All we know about this Confederate brigade commander mentioned in The Unvanquished is that when John Sartoris returns to Mississippi after being demoted by his troops, "Uncle Buddy" McCaslin apparently stays behind as a sergeant "in Tennant's brigade in Virginia" (51).

139 Tennie Beauchamp

Tennie was born a slave and worked on the Beauchamp plantation. In Go Down, Moses she is won in a card game by Buddy McCaslin, and brings the surname "Beauchamp" with her when she comes to the McCaslin plantation and marries a McCaslin slave (and half-brother to Buddy and Buck McCaslin) named Tomey's Turl. Together they have six children, three of whom - James ("Tennie's Jim"), Sophonsiba ("Fonsiba"), and Lucas - survive into adulthood. Also at the McCaslin place, she nurses the infant Ike McCaslin.
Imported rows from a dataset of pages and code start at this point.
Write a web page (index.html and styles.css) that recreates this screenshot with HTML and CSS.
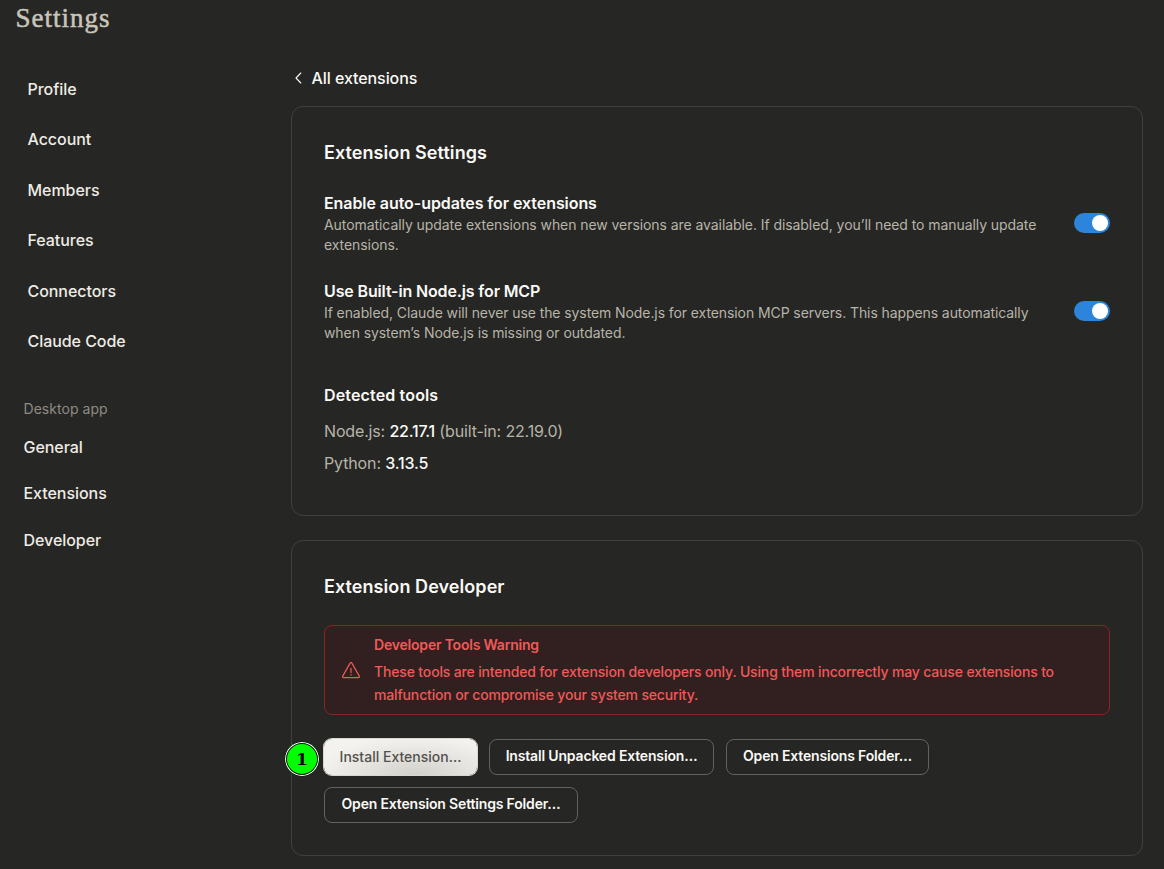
FILE: index.html
```html
<!DOCTYPE html>
<html lang="en">
<head>
<meta charset="utf-8">
<title>Settings</title>
<link rel="stylesheet" href="styles.css">
</head>
<body>
<div class="app">
  <aside class="sidebar">
    <h1 class="page-title">Settings</h1>
    <nav class="nav">
      <a class="nav-item">Profile</a>
      <a class="nav-item">Account</a>
      <a class="nav-item">Members</a>
      <a class="nav-item">Features</a>
      <a class="nav-item">Connectors</a>
      <a class="nav-item">Claude Code</a>
    </nav>
    <div class="nav-label"><span>Desktop app</span></div>
    <nav class="nav nav-desktop">
      <a class="nav-item">General</a>
      <a class="nav-item">Extensions</a>
      <a class="nav-item">Developer</a>
    </nav>
  </aside>
  <main class="content">
    <a class="back">
      <svg class="back-icon" width="8" height="12" viewBox="0 0 8 12" fill="none" stroke="currentColor" stroke-width="1.1" stroke-linecap="round" stroke-linejoin="round"><path d="M5.8 1 1 6l4.8 5"/></svg>
      <span>All extensions</span>
    </a>
    <section class="card settings-card">
      <h2 class="card-title">Extension Settings</h2>
      <div class="option">
        <div class="option-text">
          <h3 class="option-title">Enable auto-updates for extensions</h3>
          <p class="option-desc">Automatically update extensions when new versions are available. If disabled, you’ll need to manually update<br>extensions.</p>
        </div>
        <span class="toggle"><span class="knob"></span></span>
      </div>
      <div class="option">
        <div class="option-text">
          <h3 class="option-title option-title-node">Use Built-in Node.js for MCP</h3>
          <p class="option-desc option-desc-node">If enabled, Claude will never use the system Node.js for extension MCP servers. This happens automatically<br>when system’s Node.js is missing or outdated.</p>
        </div>
        <span class="toggle"><span class="knob"></span></span>
      </div>
      <div class="tools">
        <h3 class="tools-title">Detected tools</h3>
        <p class="tool tool-node">Node.js: <b>22.17.1</b> (built-in: 22.19.0)</p>
        <p class="tool tool-python">Python: <b>3.13.5</b></p>
      </div>
    </section>
    <section class="card dev-card">
      <h2 class="card-title">Extension Developer</h2>
      <div class="alert">
        <svg class="alert-icon" width="18" height="17" viewBox="0 0 18 17" fill="none" stroke="currentColor" stroke-width="1.2" stroke-linecap="round" stroke-linejoin="round"><path d="M8.1 1.1a1 1 0 0 1 1.8 0l7.4 13a1 1 0 0 1-.9 1.5H1.6a1 1 0 0 1-.9-1.5z"/><path d="M9 6.3v4.3M9 12.6v.5"/></svg>
        <div>
          <h3 class="alert-title">Developer Tools Warning</h3>
          <p class="alert-text">These tools are intended for extension developers only. Using them incorrectly may cause extensions to<br>malfunction or compromise your system security.</p>
        </div>
      </div>
      <div class="actions">
        <button class="btn btn-primary">Install Extension…<span class="step">1</span></button>
        <button class="btn btn-unpacked">Install Unpacked Extension…</button>
        <button class="btn btn-folder">Open Extensions Folder…</button>
        <button class="btn btn-settings">Open Extension Settings Folder…</button>
      </div>
    </section>
  </main>
</div>
</body>
</html>
```
FILE: styles.css
```css
* { box-sizing: border-box; margin: 0; }
body {
  background: #262624;
  color: #faf9f5;
  font-family: Inter, "Liberation Sans", sans-serif;
  font-size: 16px;
  white-space: nowrap;
}
.app { display: flex; width: 1164px; height: 869px; overflow: hidden; }

.sidebar { width: 291px; flex: none; padding-top: 2px; }
.page-title {
  padding-left: 15.5px;
  font: 400 27px/32px "Liberation Serif", serif;
  letter-spacing: 1px;
  color: #c9c5b9;
  -webkit-text-stroke: 0.5px #c9c5b9;
}
.nav { display: flex; flex-direction: column; padding: 30px 0 0 27.5px; }
.nav-item { height: 50.4px; line-height: 50.4px; font-weight: 500; color: #eeece5; letter-spacing: -0.05px; }
.nav-label { margin-top: 32.6px; padding-left: 23.5px; font-size: 14px; line-height: 20px; color: #8d8b83; letter-spacing: 0.05px; }
.nav-desktop { padding: 5px 0 0 23.5px; }
.nav-desktop .nav-item { height: 46.5px; line-height: 46.5px; }

.content { width: 852px; padding-top: 66px; }
.back { display: flex; align-items: center; gap: 8.5px; height: 24px; padding-left: 4px; font-weight: 500; letter-spacing: -0.07px; }
.card { border: 1px solid #40403d; border-radius: 12px; padding: 32px; }
.settings-card { height: 410px; margin-top: 16px; }
.dev-card { height: 316px; margin-top: 24px; }
.card-title { font-size: 18px; line-height: 28px; font-weight: 600; letter-spacing: 0.07px; }

.option { display: flex; justify-content: space-between; margin-top: 25px; height: 63px; }
.option-title { font-size: 16px; line-height: 23px; font-weight: 600; letter-spacing: -0.07px; }
.option-title-node { letter-spacing: -0.14px; }
.option-desc { font-size: 14px; line-height: 20px; color: #b7b4a8; letter-spacing: -0.07px; }
.option-desc-node { letter-spacing: -0.09px; }
.toggle { display: flex; justify-content: flex-end; width: 36px; height: 20px; margin-top: 21px; padding: 2px; border-radius: 10px; background: #2c84db; }
.knob { width: 16px; height: 16px; border-radius: 50%; background: #fff; }

.tools { display: flex; flex-direction: column; margin-top: 40px; line-height: 24px; }
.tools-title { font-size: 16px; font-weight: 600; letter-spacing: 0.15px; }
.tool { color: #b7b4a8; letter-spacing: -0.13px; }
.tool b { font-weight: 500; color: #faf9f5; letter-spacing: -0.2px; }
.tool-node { margin-top: 12px; letter-spacing: -0.16px; }
.tool-python { margin-top: 8px; }

.alert {
  display: flex; align-items: center; gap: 14px;
  height: 90px; margin-top: 24px; padding: 0 17px;
  border: 1px solid #8a2424; border-radius: 8px;
  background: #321f1f; color: #ee5a58; font-size: 14px;
}
.alert-icon { flex: none; }
.alert-title { font-size: 14px; line-height: 22px; font-weight: 600; letter-spacing: -0.2px; }
.alert-text { margin-top: 4px; line-height: 23px; font-weight: 500; letter-spacing: -0.155px; }

.actions { display: flex; flex-wrap: wrap; gap: 12px; margin-top: 24px; }
.btn {
  position: relative; height: 36px; padding: 0 0 2px;
  border: 1px solid #62625e; border-radius: 8px; background: none;
  color: #faf9f5; font: 600 14px/20px Inter, "Liberation Sans", sans-serif;
  letter-spacing: -0.17px; white-space: nowrap;
}
.btn-primary {
  width: 153px; padding: 0; border: 0; color: #52514d; font-weight: 500; letter-spacing: 0;
  background: radial-gradient(ellipse at 60% 100%, #d3d1cc, #f4f2ee 75%);
  box-shadow: 0 0 0 1px #d8d6d0;
}
.btn-unpacked { width: 225px; }
.btn-folder { width: 203px; }
.btn-settings { width: 254px; }
.step {
  position: absolute; left: -40px; top: 2px; width: 36px; height: 36px;
  border: 1px solid #161616; border-radius: 50%; background: #0f0;
  box-shadow: inset 0 0 0 1px #fff, inset 0 0 0 2px #111;
  color: #000; text-align: center; font: 700 17px/35px "DejaVu Serif", serif;
}
```
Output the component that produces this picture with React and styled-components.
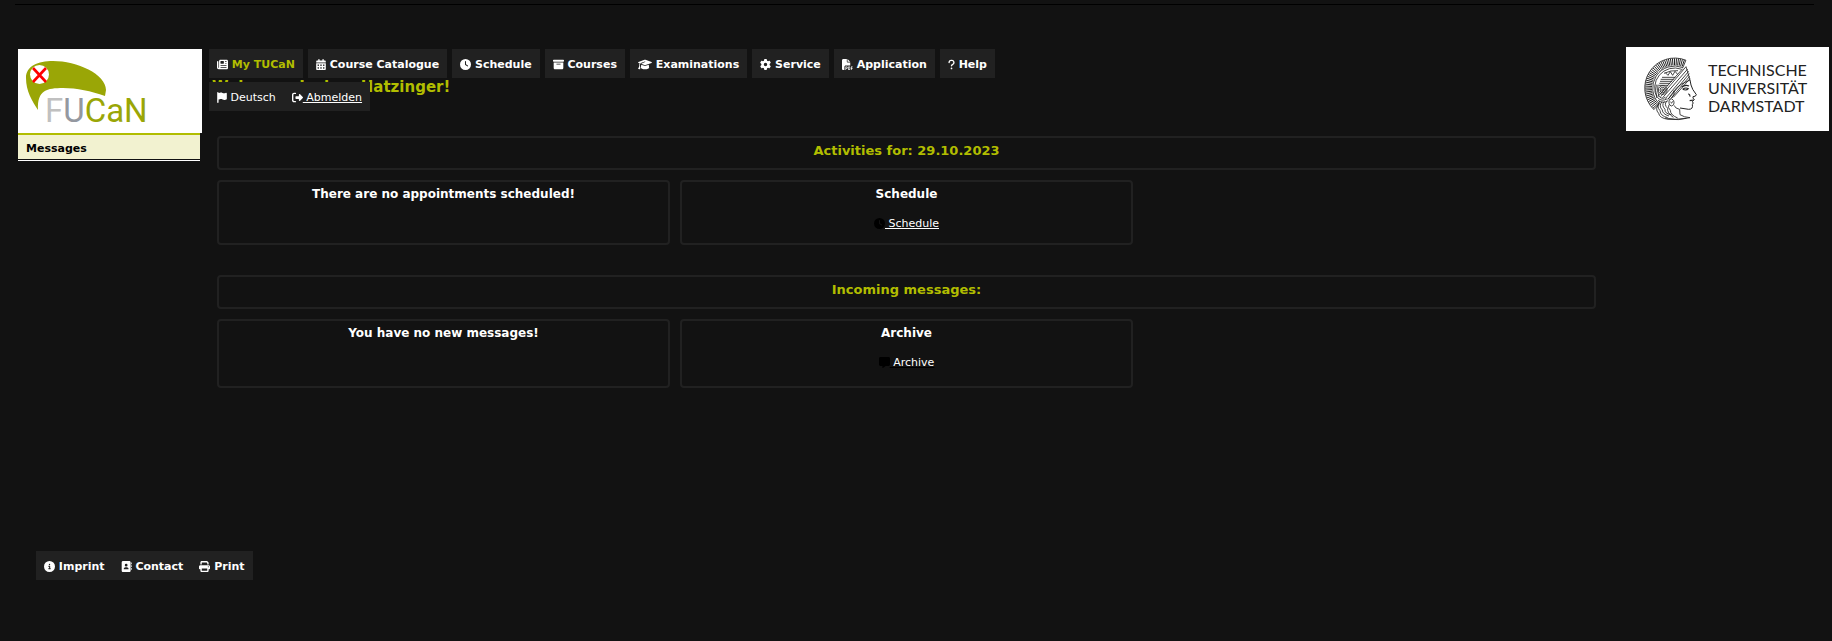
import React from "react";
import styled, { createGlobalStyle } from "styled-components";
import {
  FaNewspaper, FaCalendarDays, FaClock, FaBoxArchive, FaGraduationCap, FaGear,
  FaFilePdf, FaQuestion, FaFlag, FaRightFromBracket, FaCircleInfo, FaAddressBook,
  FaPrint, FaMessage,
} from "react-icons/fa6";

const GlobalStyle = createGlobalStyle`
  * { box-sizing: border-box; }
  body {
    margin: 0;
    background: #121212;
    color: #fff;
    font: 11px/15px Verdana, "DejaVu Sans", sans-serif;
  }
  h1, h2, h3, p, ul { margin: 0; padding: 0; }
  ul { list-style: none; }
  a { color: inherit; }
`;

const Page = styled.div`
  padding-bottom: 61px;
`;

const TopRule = styled.div`
  height: 5px;
  margin: 0 18px 0 15px;
  border-bottom: 1px solid #000;
`;

const Columns = styled.div`
  display: flex;
  align-items: flex-start;
  padding: 42px 3px 0 18px;
`;

const Sidebar = styled.aside`
  flex: none;
  width: 184px;
  margin: 2px 7px 0 0;
`;

const LogoLink = styled.a`
  display: block;
  background: #fff;
  svg { display: block; }
`;

const SideItem = styled.a`
  display: block;
  margin-right: 2px;
  padding: 6px 8px 3px;
  border-top: 2px solid #b1bd00;
  background: #f2f2d0;
  color: #000;
  font-weight: bold;
  text-decoration: none;
`;

const SideRule = styled.div`
  height: 2px;
  margin-right: 2px;
  border-bottom: 1px solid #fff;
`;

const Main = styled.main`
  flex: 1;
  min-width: 0;
  margin-top: 2px;
`;

const Nav = styled.nav`
  position: relative;
`;

const MenuList = styled.ul`
  display: flex;
  gap: 5px;
`;

const MenuLink = styled.a`
  display: flex;
  align-items: center;
  height: 29px;
  padding: 1px 8px 0;
  background: #212121;
  color: ${(p) => (p.$active ? "#b1bd00" : "#fff")};
  font-weight: ${(p) => (p.$plain ? "normal" : "bold")};
  text-decoration: none;
  white-space: nowrap;
  svg { flex: none; width: ${(p) => p.$iconWidth}px; height: 11px; color: #fff; }
  span { text-decoration: ${(p) => (p.$underlined ? "underline" : "none")}; white-space: pre; }
`;

const SubMenu = styled.ul`
  position: absolute;
  top: 33px;
  left: 0;
  display: flex;
  background: #212121;
`;

const Welcome = styled.h1`
  padding: 0 0 0 3px;
  color: #b1bd00;
  font-size: 15px;
  line-height: 18px;
`;

const Sections = styled.div`
  display: grid;
  gap: 30px;
  padding: 40px 30px 0 8px;
`;

const Section = styled.section`
  display: grid;
  grid-template-columns: repeat(3, 1fr);
  gap: 10px;
  text-align: center;
`;

const Banner = styled.h2`
  grid-column: 1 / -1;
  height: 34px;
  padding-top: 4px;
  border: 2px solid #212121;
  border-radius: 4px;
  color: #b1bd00;
  font-size: 13px;
  line-height: 18px;
`;

const Card = styled.div`
  min-height: ${(p) => (p.$tall ? 69 : 65)}px;
  padding-top: 4px;
  border: 2px solid #212121;
  border-radius: 4px;
`;

const CardTitle = styled.h3`
  font-size: 12px;
  line-height: 16px;
`;

const CardLink = styled.a`
  display: inline-flex;
  align-items: center;
  margin-top: 14px;
  text-decoration: none;
  svg { flex: none; width: 11px; height: 11px; color: #000; }
  span {
    white-space: pre;
    text-decoration: underline ${(p) => (p.$dim ? "#000" : "#fff")};
  }
`;

const University = styled.a`
  flex: none;
  display: flex;
  align-items: center;
  gap: 6px;
  width: 203px;
  height: 84px;
  padding-left: 14px;
  background: #fff;
  color: #222;
  font: 16px/18px Lato, sans-serif;
  text-decoration: none;
  span { padding-bottom: 2px; }
`;

const Footer = styled.footer`
  display: flex;
  margin: 163px 0 0 36px;
`;

const FooterList = styled.ul`
  display: flex;
  background: #212121;
`;

const menu = [
  ["My TUCaN", FaNewspaper, 11], ["Course Catalogue", FaCalendarDays, 10],
  ["Schedule", FaClock, 11], ["Courses", FaBoxArchive, 11],
  ["Examinations", FaGraduationCap, 14], ["Service", FaGear, 11],
  ["Application", FaFilePdf, 11], ["Help", FaQuestion, 7],
];

const footer = [["Imprint", FaCircleInfo], ["Contact", FaAddressBook], ["Print", FaPrint]];

function MenuEntry({ label, icon: Icon, size = 11, active, plain, underlined }) {
  return (
    <li>
      <MenuLink href="#menu" $iconWidth={size} $active={active} $plain={plain} $underlined={underlined}>
        <Icon />
        <span>{` ${label}`}</span>
      </MenuLink>
    </li>
  );
}

function ToucanLogo() {
  return (
    <svg width="184" height="84" viewBox="0 0 184 84" role="img" aria-label="FUCaN">
      <path d="M20 61C14 52 8 42 8 29C8 17 20 12 35 12C59 12 88 25 88 41L87 47C73 42 59 39 45 39C29 39 19 41 20 61Z" fill="#9aa606" />
      <circle cx="21.500" cy="25.500" r="9.500" fill="#fff" />
      <path d="M15 19L28 33M28 19L15 33" stroke="#f00" strokeWidth="2.600" />
      <text x="27" y="73" fontFamily="Roboto, sans-serif" fontSize="33">
        <tspan fill="#c0c0c0">F</tspan>
        <tspan fill="#9498a0">U</tspan>
        <tspan fill="#9aa606">CaN</tspan>
      </text>
    </svg>
  );
}

const polar = (r, deg) => {
  const a = (deg * Math.PI) / 180;
  return `${(104 + r * Math.cos(a)).toFixed(1)} ${(108 + r * Math.sin(a)).toFixed(1)}`;
};
const arc = (r, from, to) => `M${polar(r, from)}A${r} ${r} 0 ${to - from > 180 ? 1 : 0} 1 ${polar(r, to)}`;
const spokes = Array.from({ length: 40 }, (_, i) => {
  const a = 137 + i * 3.9;
  return `M${polar(68, a)}L${polar(89, a)}`;
}).join("");

function AthenaHead() {
  return (
    <svg width="62" height="74" viewBox="0 0 186 222" fill="none" stroke="#222" strokeWidth="2.500" aria-hidden="true">
      <path d={arc(90, 134, 292) + arc(66, 134, 292) + arc(60, 150, 290)} />
      <path d={`M${polar(66, 134)}L${polar(90, 134)}M${polar(66, 292)}L${polar(90, 292)}`} />
      <path d={spokes} strokeWidth="3" />
      <path d="M138 44L62 134M143 51L68 137M146 58L76 140M148 65L84 142M149 73L92 140M150 80L100 136M128 50L57 130M138 44L150 84" />
      <path d="M72 64Q92 54 114 56M66 76H106M62 82H101M60 88H96M58 94H90M56 100H84M76 62L84 70L91 59L98 70L105 58L112 66" />
      <circle cx="68" cy="114" r="13" />
      <circle cx="68" cy="114" r="8" />
      <circle cx="68" cy="114" r="3" />
      <path d="M49 98Q44 114 51 138M54 98Q50 116 57 134M54 130Q65 144 76 136M54 138Q65 150 82 140M54 145Q68 156 84 146" />
      <path d="M84 142Q96 125 103 116Q110 105 125 96L150 84M96 138Q106 126 101 116M88 143Q84 158 94 162Q105 159 101 146Q96 136 88 143M92 149Q95 158 98 148" />
      <path d="M150 84L153 99Q156 112 169 128Q168 134 159 134Q157 138 163 143L157 148Q162 153 157 158Q160 172 146 172L120 168" strokeWidth="3" />
      <path d="M125 105Q136 97 147 102M128 112Q137 105 145 110Q139 117 128 112M149 146L161 144M145 125Q151 128 150 134" strokeWidth="3.500" />
      <path d="M102 160Q106 170 119 172L120 188Q132 196 150 197Q116 206 84 202Q58 198 56 184Q43 171 58 154M60 147Q48 162 60 176Q61 192 83 197M66 149Q55 162 67 174Q67 186 87 192M73 149Q63 159 75 172Q73 185 94 188M80 148Q71 158 83 169Q80 182 100 196M87 158Q82 166 91 175Q91 189 113 198M75 198Q107 205 139 199" />
    </svg>
  );
}

export default function App() {
  return (
    <>
      <GlobalStyle />
      <Page>
        <TopRule />
        <Columns>
          <Sidebar>
            <LogoLink href="#home"><ToucanLogo /></LogoLink>
            <SideItem href="#messages">Messages</SideItem>
            <SideRule />
          </Sidebar>
          <Main>
            <Nav>
              <MenuList>
                {menu.map(([label, icon, size], i) => (
                  <MenuEntry key={label} label={label} icon={icon} size={size} active={i === 0} />
                ))}
              </MenuList>
              <SubMenu>
                <MenuEntry label="Deutsch" icon={FaFlag} size={10} plain />
                <MenuEntry label="Abmelden" icon={FaRightFromBracket} plain underlined />
              </SubMenu>
            </Nav>
            <Welcome>Welcome, Joshua Hatzinger!</Welcome>
            <Sections>
              <Section>
                <Banner>Activities for: 29.10.2023</Banner>
                <Card><CardTitle>There are no appointments scheduled!</CardTitle></Card>
                <Card>
                  <CardTitle>Schedule</CardTitle>
                  <CardLink href="#schedule"><FaClock /><span> Schedule</span></CardLink>
                </Card>
              </Section>
              <Section>
                <Banner>Incoming messages:</Banner>
                <Card $tall><CardTitle>You have no new messages!</CardTitle></Card>
                <Card $tall>
                  <CardTitle>Archive</CardTitle>
                  <CardLink href="#archive" $dim><FaMessage /><span> Archive</span></CardLink>
                </Card>
              </Section>
            </Sections>
          </Main>
          <University href="#tu">
            <AthenaHead />
            <span>TECHNISCHE<br />UNIVERSITÄT<br />DARMSTADT</span>
          </University>
        </Columns>
        <Footer>
          <FooterList>
            {footer.map(([label, icon]) => (
              <MenuEntry key={label} label={label} icon={icon} />
            ))}
          </FooterList>
        </Footer>
      </Page>
    </>
  );
}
147 Tennie's Jim|James Beauchamp

Although always a minor character, this black man reveals a lot about how Faulkner's imagination led him into and out of the haunted issue of slavery and its legacy. In his first published appearance he is "Tennie's Jim" in the hunting story "The Bear"; in that character he's a revised version of "Jimbo," one of the servants Major de Spain takes with him in "The Old People" on his annual hunting trips into the big woods.

2748 The Jew

Go Down, Moses introduces the character it calls "the Jew" into its account of the Reconstruction era in the South. According to that account, "the Jew" arrives in the post-Civil-War South "seeking some place to establish" for his "great-grandchildren"; he is the local type of the "pariah" who was wandered "about the face of the Western earth" for "twenty centuries" (277). The narrator credits him with "a sort of courage," but he remains an essentially stereotypical figure, one of the outsiders who move into the defeated South as parasites (277).